Gilbert Gottfried Died of Rare Disease. What is Myotonic Dystrophy?

The comedian died at the age of 67 from ventricular tachycardia caused by myotonic dystrophy type II, according to his publicist

Comedian Gilbert Godfried attends the Tribeca Film Festival world premiere of "Roseanne For President!" at the SVA Theatre on Saturday, April 18, 2015, in New York.
Evan Agostini/Invision/AP

Gilbert Gottfried, who was known as having the most recognizable voice in comedy, died at the age of 67 on Tuesday. A post on his verified Twitter account confirmed the news saying that he passed away after a long illness.

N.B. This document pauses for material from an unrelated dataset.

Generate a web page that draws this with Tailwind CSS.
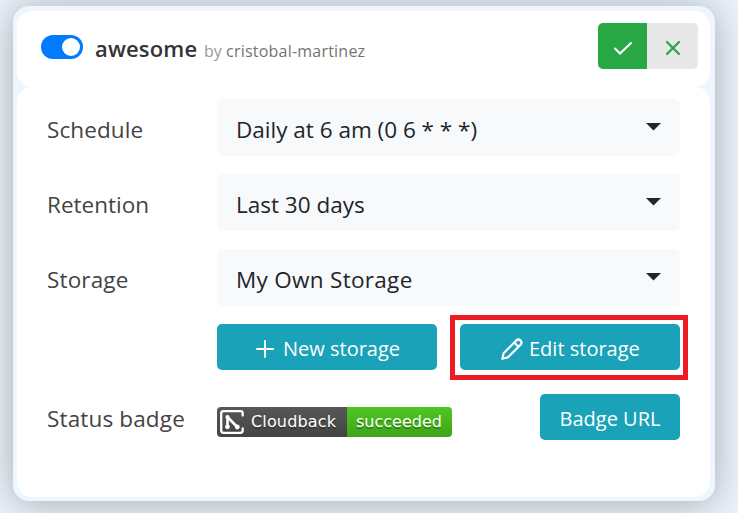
<!DOCTYPE html>
<html lang="en">
<head>
<meta charset="utf-8">
<title>Cloudback</title>
<script src="https://cdn.jsdelivr.net/npm/@tailwindcss/browser@4"></script>
</head>
<body class="w-[738px] h-[513px] overflow-hidden bg-[#ebf3fd] pl-[13px] pt-[6px] font-['Open_Sans','Noto_Sans',sans-serif] text-[#212529]">
<main class="w-[702px] h-[495px] rounded-[16px] bg-[#eef6ff] pt-[5px] pl-[4px] pr-[5px] pb-[4px] shadow-[0_2px_36px_rgba(60,50,35,0.38)]">
  <header class="h-[76px] rounded-[15px] bg-white flex items-start pl-[24px] pr-[12px] pt-[12px]">
    <div class="mt-[12px] w-[42px] h-[24px] rounded-full bg-[#007bff] flex items-center justify-end pr-[3px] shrink-0"><span class="block size-[18px] rounded-full bg-white"></span></div>
    <div class="ml-[12px] mt-[9px] flex items-baseline whitespace-nowrap leading-[32px]">
      <span class="text-[22px] font-semibold text-[#333] tracking-[0.15px] w-[102px]">awesome</span>
      <span class="ml-[7px] text-[16px] text-[#999] w-[22px]">by</span>
      <span class="text-[16px] font-medium text-[#737373] tracking-[0.22px]">cristobal-martinez</span>
    </div>
    <div class="ml-auto flex h-[46px] rounded-[5px] overflow-hidden shrink-0">
      <button class="w-[49px] bg-[#28a745] flex items-center justify-center"><svg width="20" height="16" viewBox="0 0 20 16" fill="none" stroke="#fff" stroke-width="2.1" stroke-linecap="round" class="relative top-[2px]"><path d="M2 8.5 7 13.5 18 3"/></svg></button>
      <button class="w-[51px] bg-[#e8e8e8] flex items-center justify-center"><svg width="16" height="16" viewBox="0 0 16 16" fill="none" stroke="#28a745" stroke-width="2.3" stroke-linecap="round" class="relative top-[2px]"><path d="M2 2 14 14M14 2 2 14"/></svg></button>
    </div>
  </header>
  <section class="h-[410px] rounded-[15px] bg-white pl-[30px] pr-[30px] pt-[12px] text-[22.5px]">
    <div class="flex h-[57px] mb-[18px] items-center">
      <div class="w-[170px] text-[#444] pt-[4px] tracking-[0.1px]"><span>Schedule</span></div>
      <div class="flex-1 h-full rounded-[6px] bg-[#f8f9fb] flex items-center justify-between pl-[19px] pr-[19px]"><span class="pt-[4px]">Daily at 6 am (0 6 * * *)</span><svg width="15" height="8" class="block relative -top-px"><path d="M0 0H15L7.5 7.5Z" fill="#212529"/></svg></div>
    </div>
    <div class="flex h-[57px] mb-[18px] items-center">
      <div class="w-[170px] text-[#444] pt-[4px]"><span>Retention</span></div>
      <div class="flex-1 h-full rounded-[6px] bg-[#f8f9fb] flex items-center justify-between pl-[19px] pr-[19px]"><span class="pt-[4px]">Last 30 days</span><svg width="15" height="8" class="block relative -top-px"><path d="M0 0H15L7.5 7.5Z" fill="#212529"/></svg></div>
    </div>
    <div class="flex h-[57px] mb-[18px] items-center">
      <div class="w-[170px] text-[#444] pt-[4px] tracking-[0.15px]"><span>Storage</span></div>
      <div class="flex-1 h-full rounded-[6px] bg-[#f8f9fb] flex items-center justify-between pl-[19px] pr-[19px]"><span class="pt-[4px] tracking-[0.3px]">My Own Storage</span><svg width="15" height="8" class="block relative -top-px"><path d="M0 0H15L7.5 7.5Z" fill="#212529"/></svg></div>
    </div>
    <div class="flex pl-[170px] gap-[23px] text-[20px] text-white">
      <button class="w-[220px] h-[46px] rounded-[5px] bg-[#19a2b8] flex items-center pl-[39px] whitespace-nowrap"><svg width="18" height="18" viewBox="0 0 18 18" class="mr-[9px] relative top-[2px]" stroke="#fff" stroke-width="2" stroke-linecap="round"><path d="M9 1V17M1 9H17"/></svg><span class="pt-[3px]">New storage</span></button>
      <div class="relative">
        <button class="w-[220px] h-[46px] rounded-[5px] bg-[#19a2b8] flex items-center pl-[41px] whitespace-nowrap"><svg width="22" height="22" viewBox="0 0 22 22" class="mr-[6px] relative top-[2px]" fill="none" stroke="#fff" stroke-width="2.2" stroke-linejoin="round" stroke-linecap="round"><path d="M1.3 20.7 2.6 15.2 15.3 2.4Q17.4.5 19.5 2.5 21.5 4.6 19.6 6.7L6.8 19.4ZM13.2 4.5 17.5 8.8"/></svg><span class="pt-[3px]">Edit storage</span></button>
        <div class="absolute -left-[10px] -top-[9px] w-[238px] h-[65px] border-[5px] border-[#ed1c24]"></div>
      </div>
    </div>
    <div class="flex mt-[24px] h-[46px]">
      <div class="w-[170px] text-[#444] pt-[8px] tracking-[0.15px]"><span>Status badge</span></div>
      <div class="mt-[13px] w-[235px] h-[30px] rounded-[4px] overflow-hidden flex text-white text-[16px] leading-[30px] font-['DejaVu_Sans',sans-serif] [text-shadow:0_1.5px_0_rgba(1,1,1,0.3)] whitespace-nowrap">
        <div class="w-[130px] bg-linear-to-b from-[#575757] to-[#444] flex items-center pl-[3px]"><svg width="24" height="24" viewBox="0 0 24 24" fill="none" stroke="#fff" stroke-linecap="round" stroke-linejoin="round" class="mr-[7px] shrink-0"><path stroke-width="2.3" d="M22.7 5.5V3.5Q22.7 1.2 20.4 1.2H3.5Q1.2 1.2 1.2 3.5V20.5Q1.2 22.8 3.5 22.8H20.4Q22.7 22.8 22.7 20.5V18.5"/><path stroke-width="2.6" d="M7.5 17V7L17.2 17"/><g fill="#fff" stroke="none"><circle cx="7.5" cy="7" r="2.1"/><circle cx="7.5" cy="16.8" r="2.4"/><circle cx="17.3" cy="17" r="2.4"/></g></svg><span class="tracking-[0.15px]">Cloudback</span></div>
        <div class="w-[105px] bg-linear-to-b from-[#4ec820] to-[#3ea31a] pl-[9px]"><span>succeeded</span></div>
      </div>
      <button class="ml-auto w-[140px] h-[46px] rounded-[5px] bg-[#19a2b8] text-white text-[20px] flex items-center justify-center pt-[3px] whitespace-nowrap"><span>Badge URL</span></button>
    </div>
  </section>
</main>
</body>
</html>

How did Gilbert Gottfried die?

His publicist and longtime friend, Glenn Schwartz, confirmed that Gottfried had type II myotonic dystrophy, a genetic muscle disorder. Schwartz said the comedian suffered from recurrent ventricular tachycardia, an abnormal rhythm in the heart, due to the genetic disorder.

What is type II myotonic dystrophy?

Myotonic dystrophy type 2 is an inherited muscular dystrophy that affects the muscles and other body systems, including the heart, eyes, and pancreas, according to the U.S. National Institutes of Health Genetic and Rare Diseases Information Center. Symptoms, including prolonged muscle contractions, typically develop during a person's 20s or 30s.

There is currently no treatment to stop or slow the disorder, but often times the symptoms are manageable. Type I and type II myotonic dystrophy can cause heart complications.

The comedian’s family announced he died Tuesday after a long illness.

What is recurrent ventricular tachycardia?

Ventricular tachycardia, or V-tach, is a heart rhythm problem, according to the Mayo Clinic. A healthy heart typically beats about 60 to 100 times a minute, but with V-tach, the heart beats significantly faster, usually 100 or more beats a minute. The rapid heartbeats can prevent the heart chambers from filling up with blood. This can cause the person with V-tach to feel short of breath and lightheaded.

Possible complications of this disease include fainting, heart failure and death from cardiac arrest. There are less than 200,000 U.S. cases per year of this disease.